§ **What you will do**
Gather every line from the entries below that includes "components".

(Saved data entries)

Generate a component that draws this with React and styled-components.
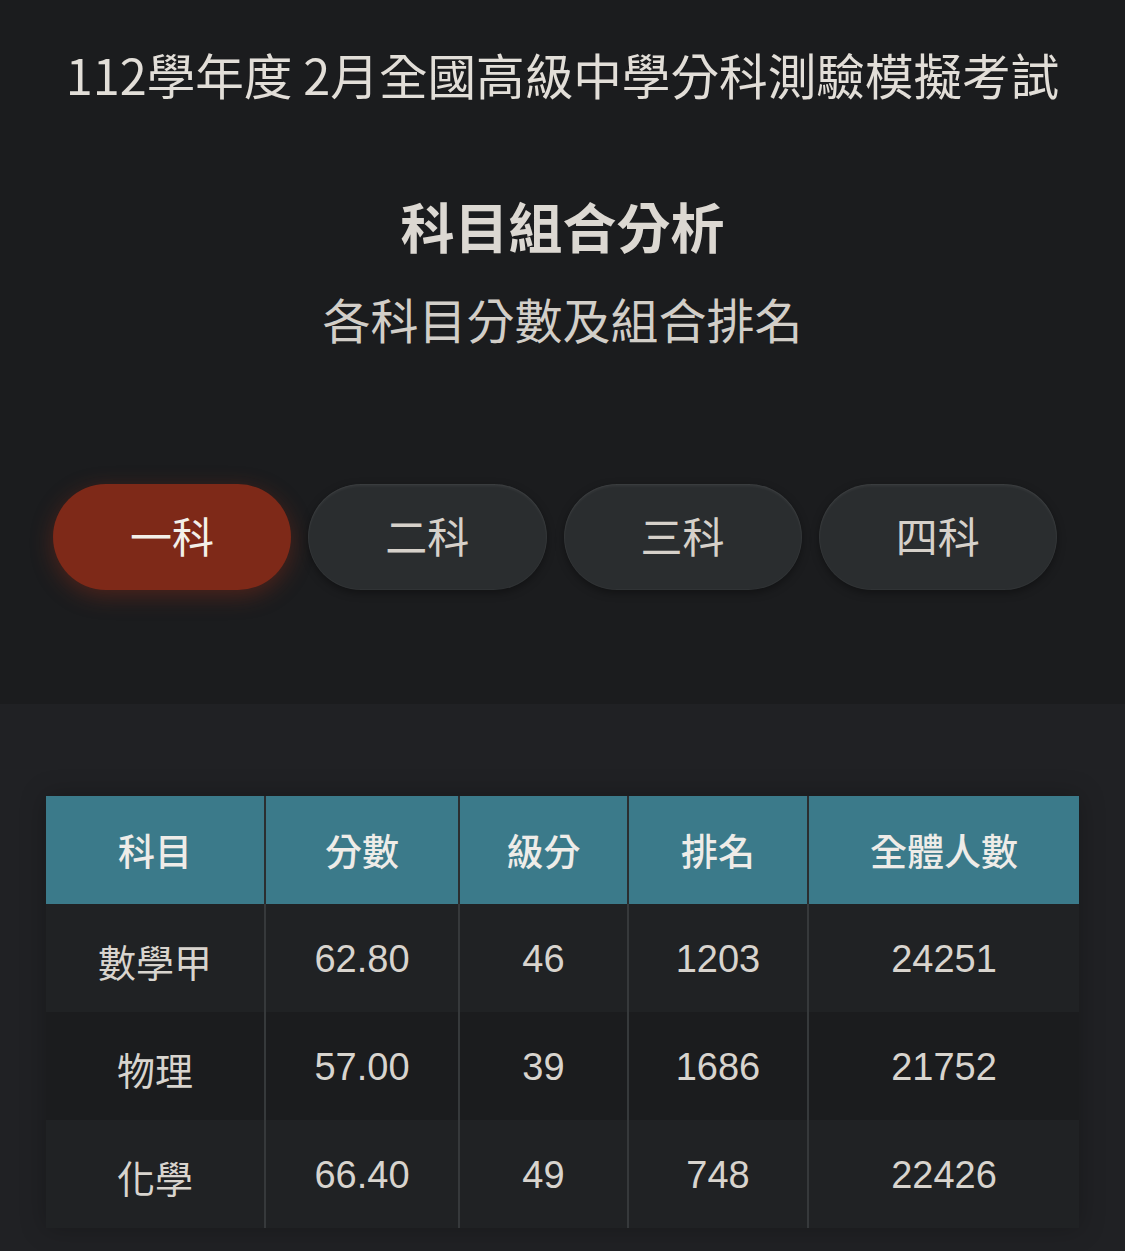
import React, { useState } from 'react';
import styled, { createGlobalStyle } from 'styled-components';

const GlobalStyle = createGlobalStyle`
  html, body {
    margin: 0;
    padding: 0;
    background: #1b1c1e;
  }
  body {
    font-family: "Noto Sans CJK TC", "Noto Sans", sans-serif;
  }
`;

const Page = styled.div`
  width: 1125px;
  min-height: 1251px;
  background: #202124;
`;

const Hero = styled.header`
  display: flex;
  flex-direction: column;
  align-items: center;
  background: #1b1c1e;
  padding: 38px 0 114px;
`;

const Title = styled.h1`
  margin: 0;
  font-size: 48.6px;
  line-height: 72px;
  font-weight: 400;
  color: #e2ded8;
`;

const Heading = styled.h2`
  margin: 80px 0 0;
  font-size: 54px;
  line-height: 72px;
  font-weight: 700;
  color: #dcd8d2;
`;

const Subtitle = styled.p`
  margin: 20px 0 0;
  font-size: 48px;
  line-height: 72px;
  font-weight: 400;
  color: #d2cec8;
`;

const Tabs = styled.div`
  align-self: stretch;
  display: flex;
  gap: 17px;
  margin-top: 130px;
  padding: 0 68px 0 53px;
`;

const Tab = styled.button`
  flex: 1;
  height: 106px;
  padding: 0 0 6px;
  border-radius: 53px;
  border: none;
  font-family: inherit;
  font-size: 42px;
  color: ${p => (p.$active ? '#f3efe9' : '#d6d1ca')};
  background: ${p => (p.$active ? '#7e2918' : '#2a2d2f')};
  box-shadow: ${p =>
    p.$active
      ? '0 6px 22px rgba(140, 45, 25, 0.45)'
      : 'inset 0 2px 3px rgba(255,255,255,0.06), inset 0 0 0 1px rgba(255,255,255,0.03), 0 3px 8px rgba(0,0,0,0.35)'};
  cursor: pointer;
`;

const TableSection = styled.section`
  padding: 92px 46px 22px;
`;

const Table = styled.table`
  width: 100%;
  border-collapse: collapse;
  table-layout: fixed;
  box-shadow: 0 0 24px rgba(0, 0, 0, 0.25);
`;

const Th = styled.th`
  height: 108px;
  padding: 0;
  background: #3b7a8a;
  color: #eeece8;
  font-size: 37px;
  font-weight: 500;
  border-left: 2px solid #2b2e30;
  &:first-child {
    border-left: none;
  }
`;

const Row = styled.tr`
  background: ${p => (p.$alt ? '#1b1c1e' : '#202224')};
`;

const Td = styled.td`
  height: 108px;
  box-sizing: border-box;
  padding: 2px 0 0;
  text-align: center;
  color: #d8d4ce;
  font-family: "Liberation Sans", "Noto Sans CJK TC", sans-serif;
  font-size: 38px;
  line-height: 44px;
  border-left: 2px solid #36393b;
  &:first-child {
    border-left: none;
    font-family: "Noto Sans CJK TC", sans-serif;
    padding: 6px 0 0;
  }
`;

const columns = [
  { label: '科目', width: 219 },
  { label: '分數', width: 194 },
  { label: '級分', width: 169 },
  { label: '排名', width: 180 },
  { label: '全體人數', width: 271 },
];

const rows = [
  ['數學甲', '62.80', '46', '1203', '24251'],
  ['物理', '57.00', '39', '1686', '21752'],
  ['化學', '66.40', '49', '748', '22426'],
];

const tabs = ['一科', '二科', '三科', '四科'];

export default function App() {
  const [active, setActive] = useState(0);

  return (
    <Page>
      <GlobalStyle />
      <Hero>
        <Title>112學年度 2月全國高級中學分科測驗模擬考試</Title>
        <Heading>科目組合分析</Heading>
        <Subtitle>各科目分數及組合排名</Subtitle>
        <Tabs>
          {tabs.map((t, i) => (
            <Tab key={t} $active={i === active} onClick={() => setActive(i)}>
              {t}
            </Tab>
          ))}
        </Tabs>
      </Hero>
      <TableSection>
        <Table>
          <colgroup>
            {columns.map(c => (
              <col key={c.label} style={{ width: c.width }} />
            ))}
          </colgroup>
          <thead>
            <tr>
              {columns.map(c => (
                <Th key={c.label}>{c.label}</Th>
              ))}
            </tr>
          </thead>
          <tbody>
            {rows.map((r, i) => (
              <Row key={r[0]} $alt={i % 2 === 1}>
                {r.map((v, j) => (
                  <Td key={j}>{v}</Td>
                ))}
              </Row>
            ))}
          </tbody>
        </Table>
      </TableSection>
    </Page>
  );
}
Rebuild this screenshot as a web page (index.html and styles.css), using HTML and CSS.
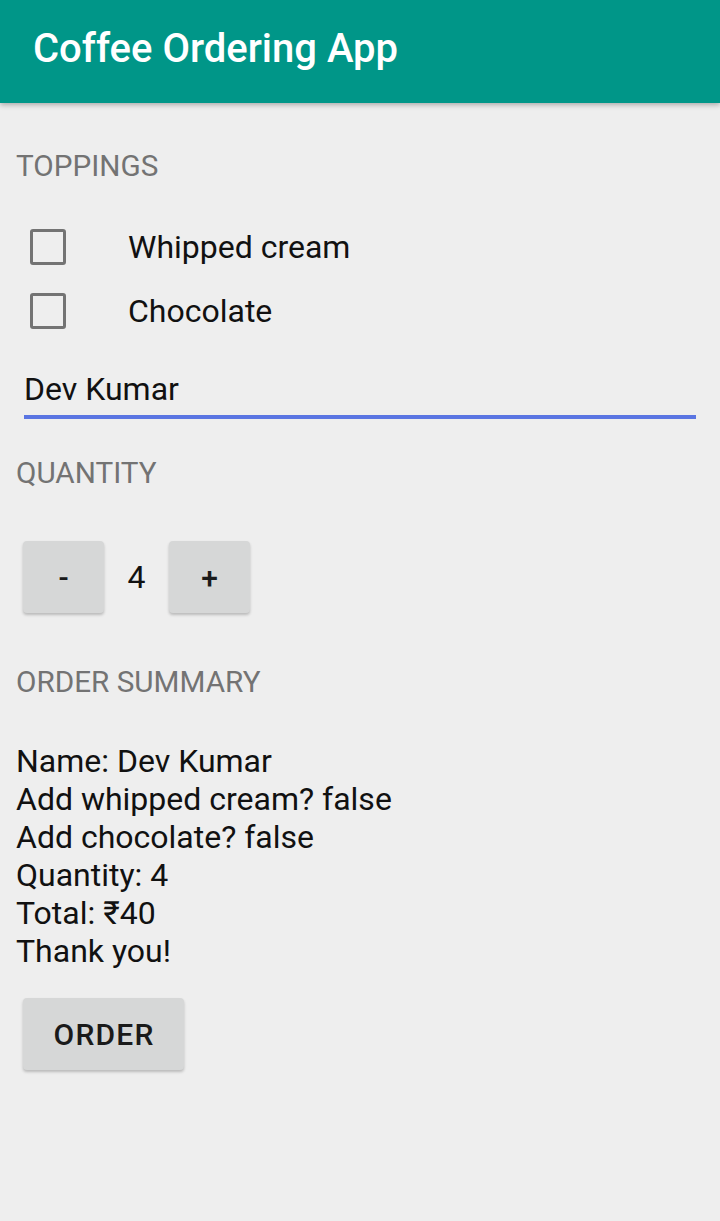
FILE: index.html
```html
<!DOCTYPE html>
<html>
<head>
<meta charset="utf-8">
<title>Coffee Ordering App</title>
<link rel="stylesheet" href="styles.css">
</head>
<body>
<header class="appbar">
  <h1 class="title">Coffee Ordering App</h1>
</header>
<main class="content">
  <div class="label label-toppings">TOPPINGS</div>
  <div class="checks">
    <div class="check-row">
      <span class="box"></span>
      <span class="check-text">Whipped cream</span>
    </div>
    <div class="check-row">
      <span class="box"></span>
      <span class="check-text">Chocolate</span>
    </div>
  </div>
  <div class="edit">
    <div class="edit-text">Dev Kumar</div>
    <div class="edit-line"></div>
  </div>
  <div class="label label-quantity">QUANTITY</div>
  <div class="qty-row">
    <div class="btn btn-small">-</div>
    <div class="qty">4</div>
    <div class="btn btn-small">+</div>
  </div>
  <div class="label label-summary">ORDER SUMMARY</div>
  <div class="summary">
    <div>Name: Dev Kumar</div>
    <div>Add whipped cream? false</div>
    <div>Add chocolate? false</div>
    <div>Quantity: 4</div>
    <div>Total: ₹40</div>
    <div>Thank you!</div>
  </div>
  <div class="btn btn-order"><span class="btn-label">ORDER</span></div>
</main>
</body>
</html>
```
FILE: styles.css
```css
html, body {
  margin: 0;
  padding: 0;
}
body {
  background: #eeeeee;
  font-family: Roboto, "Noto Sans", "DejaVu Sans", sans-serif;
  color: #111111;
  width: 720px;
  height: 1221px;
  overflow: hidden;
}
.appbar {
  position: relative;
  z-index: 1;
  height: 103px;
  box-sizing: border-box;
  padding: 29px 0 0 33px;
  background: #009688;
  box-shadow: 0 2px 5px rgba(0, 0, 0, 0.28);
}
.title {
  margin: 0;
  font-size: 40px;
  line-height: 40px;
  font-weight: 500;
  color: #ffffff;
}
.content {
  padding: 0 16px;
  display: flex;
  flex-direction: column;
}
.label {
  font-size: 29.7px;
  line-height: 28px;
  color: #737373;
}
.label-toppings { margin-top: 49px; }
.label-quantity { margin-top: 40px; }
.label-summary { margin-top: 55px; }
.checks {
  margin-top: 35px;
  display: flex;
  flex-direction: column;
}
.check-row {
  height: 64px;
  display: flex;
  align-items: center;
}
.box {
  box-sizing: border-box;
  width: 36px;
  height: 36px;
  margin-left: 14px;
  border: 3.5px solid #737373;
  border-radius: 3px;
}
.check-text {
  margin-left: 62px;
  font-size: 32px;
  line-height: 38px;
}
.edit {
  margin: 26px 8px 0 8px;
}
.edit-text {
  font-size: 32px;
  line-height: 40px;
}
.edit-line {
  margin-top: 6px;
  height: 4px;
  background: #5a75e2;
}
.qty-row {
  margin-top: 54px;
  margin-left: 7px;
  display: flex;
  align-items: center;
}
.btn {
  box-sizing: border-box;
  height: 72px;
  background: #d6d7d7;
  border-radius: 4px;
  box-shadow: 0 2px 3px rgba(0, 0, 0, 0.22);
  display: flex;
  align-items: center;
  justify-content: center;
  font-size: 30px;
  font-weight: 500;
  color: #1a1a1a;
}
.btn-small {
  width: 81px;
}
.qty {
  width: 65px;
  text-align: center;
  font-size: 32px;
  line-height: 38px;
}
.summary {
  margin-top: 46px;
  font-size: 32px;
  line-height: 38px;
}
.btn-order {
  margin-top: 28px;
  margin-left: 7px;
  width: 161px;
}
.btn-label {
  letter-spacing: 1.2px;
  margin-right: -1.2px;
}
```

§ **Final result**
Generate a component that draws this with React and styled-components.
import styled, { createGlobalStyle } from 'styled-components';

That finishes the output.